The customer, of course, wants the moon. But they are not in the business of LNG; they are in the business of steel, or cement, or glass. Our objective is to source gas for them on that basis. We don’t take any speculative risk. Everything is back to back. We will sell what we’ve bought.


“The customers want the moon. But they are not in the business of LNG; they are in the business of steel, or cement, or glass. Our objective is to source gas for them on that basis”


Is there a risk that as demand grows for small-quantity, short-term LNG supply, it becomes harder to invest in future gas supply, which could lead to shortages later?

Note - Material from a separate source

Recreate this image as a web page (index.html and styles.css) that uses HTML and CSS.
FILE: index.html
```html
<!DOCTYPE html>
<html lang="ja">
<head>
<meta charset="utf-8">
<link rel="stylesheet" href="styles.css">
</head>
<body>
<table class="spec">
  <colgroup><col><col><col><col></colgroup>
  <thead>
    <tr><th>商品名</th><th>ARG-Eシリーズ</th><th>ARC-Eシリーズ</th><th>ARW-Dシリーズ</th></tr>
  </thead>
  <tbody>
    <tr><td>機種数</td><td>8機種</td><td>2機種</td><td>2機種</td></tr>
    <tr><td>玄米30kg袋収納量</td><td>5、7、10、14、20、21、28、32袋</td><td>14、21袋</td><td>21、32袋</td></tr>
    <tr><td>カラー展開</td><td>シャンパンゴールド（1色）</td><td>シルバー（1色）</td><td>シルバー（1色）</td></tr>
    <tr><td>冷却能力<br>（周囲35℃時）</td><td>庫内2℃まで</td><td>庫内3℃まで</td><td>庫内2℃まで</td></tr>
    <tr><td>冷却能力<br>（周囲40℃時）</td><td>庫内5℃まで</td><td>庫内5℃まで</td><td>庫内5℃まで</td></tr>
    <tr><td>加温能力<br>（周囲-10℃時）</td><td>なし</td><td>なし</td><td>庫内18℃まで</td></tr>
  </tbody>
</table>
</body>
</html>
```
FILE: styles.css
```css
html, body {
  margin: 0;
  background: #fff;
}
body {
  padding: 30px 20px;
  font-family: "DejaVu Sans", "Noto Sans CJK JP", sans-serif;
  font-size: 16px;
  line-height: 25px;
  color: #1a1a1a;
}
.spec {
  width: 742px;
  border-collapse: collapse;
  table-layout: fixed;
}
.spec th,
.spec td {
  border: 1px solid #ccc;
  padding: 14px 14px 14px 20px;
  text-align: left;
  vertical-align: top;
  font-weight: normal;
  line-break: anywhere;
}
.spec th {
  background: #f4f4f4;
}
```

We have an option agreement for the proposed AC LNG project in Canada, on the east coast in Nova Scotia. Here, we have secured the export permits and are waiting to secure the environmental permits. This is a beautiful, deepwater site near Halifax. Connecting the site to the grid is not the problem; there’s a cost attached to getting Marcellus shale gas to that site.


Canada has made slow progress with its LNG-export ambitions: how confident are you that AC LNG will succeed where others have stalled?


Our concept in eastern Canada is a plug-and-play terminal that’s already connected to a pipeline. It’s not about building miles and miles of pipelines. The future of that project depends on whether the North America Free Trade Agreement survives. But we think that exporting LNG out of western Canada is now a no-go.


We are looking for supply deals that will directly support our two terminals at Jaigarh and Digha and so are also talking to prospective LNG suppliers in the US Gulf. Right now, we don’t know where this will take us. We expect the supply overhang to last until 2024, at the very least.


However, we also expect the technology for liquefaction to improve, with a dramatic impact on project cost structures and on unlocking stranded fields. The market is extremely dynamic – it is extremely hard to predict how things will change.


We need to work out how viable AC LNG will be. We also need to get a grip on the changes taking place in floating liquefaction technology. So we will wait to see how these issues play out.